Hanoi - Two Vietnamese banks said Friday that their recent downgrading by Fitch Ratings was caused by temporary factors stemming from the global financial crisis and new regulatory requirements.
The international ratings agency announced Wednesday that it was downgrading the investment ratings of Asia Commercial Bank (ACB) and Joint Stock Commercial Bank for Foreign Trade of Vietnam (Vietcombank) from D to D/E.
Fitch said both banks would likely fail to meet a new capital adequacy ratio minimum of 9 per cent, which Vietnam's central bank has instituted effective October 1.
But ACB vice president Dam Van Tuan said that while ACB might not meet the deadline, it was raising new capital to comply.
The new capital adequacy ratio was a national effort to improve banks' capitalization and should be viewed as an improvement rather than a deterioration, he said.
'The banks are raising capital in order to have a higher buffer,' Tuan said. 'If the central bank postponed the effective date of the new regulation, we could easily comply.'
Vietcombank deputy general director Nguyen Thu Ha said the Fitch rating was correct but reflected difficulties the bank had encountered as a result of the global financial crisis, the local website Vneconomy.com reported.
Vietcombank was increasing its capital to cope with the problems Fitch cited, she said.
Fitch's report said loans at both banks had expanded rapidly in 2009 and into the first half of 2010.
At Vietcombank, the agency cited a high non-performing loan ratio of more than 4 per cent. It said the bank had extended loans to the troubled national shipping conglomerate Vinashin worth 16 per cent of its equity.
The government fired Vinashin's director in July and is reorganizing the company to cope with excessive debt and cash-flow problems.
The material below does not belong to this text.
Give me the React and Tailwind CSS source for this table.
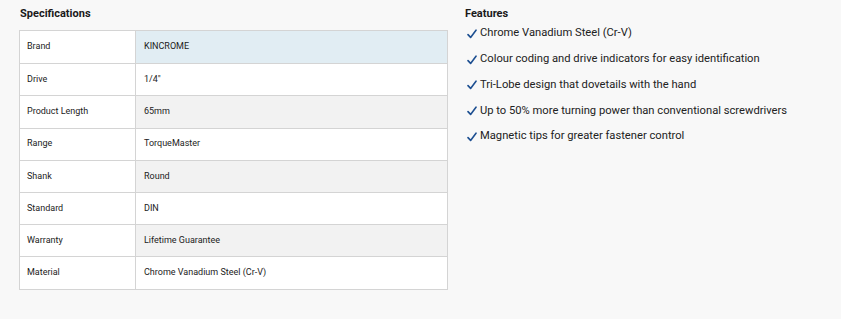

Last week, the government asked commercial banks to suspend demands for payment from Vinashin.
At ACB, the non-performing loan ratio was 0.37 per cent, Fitch said, but the bank's foreign currency loans grew 125 per cent year-on-year through the end of June.
In May, Vietnam's State Bank raised commercial banks' capital adequacy ratio from 8 per cent. The move was intended to bring down excessive credit growth caused by last year's government stimulus programme, which subsidized loans to businesses to counteract the global financial crisis.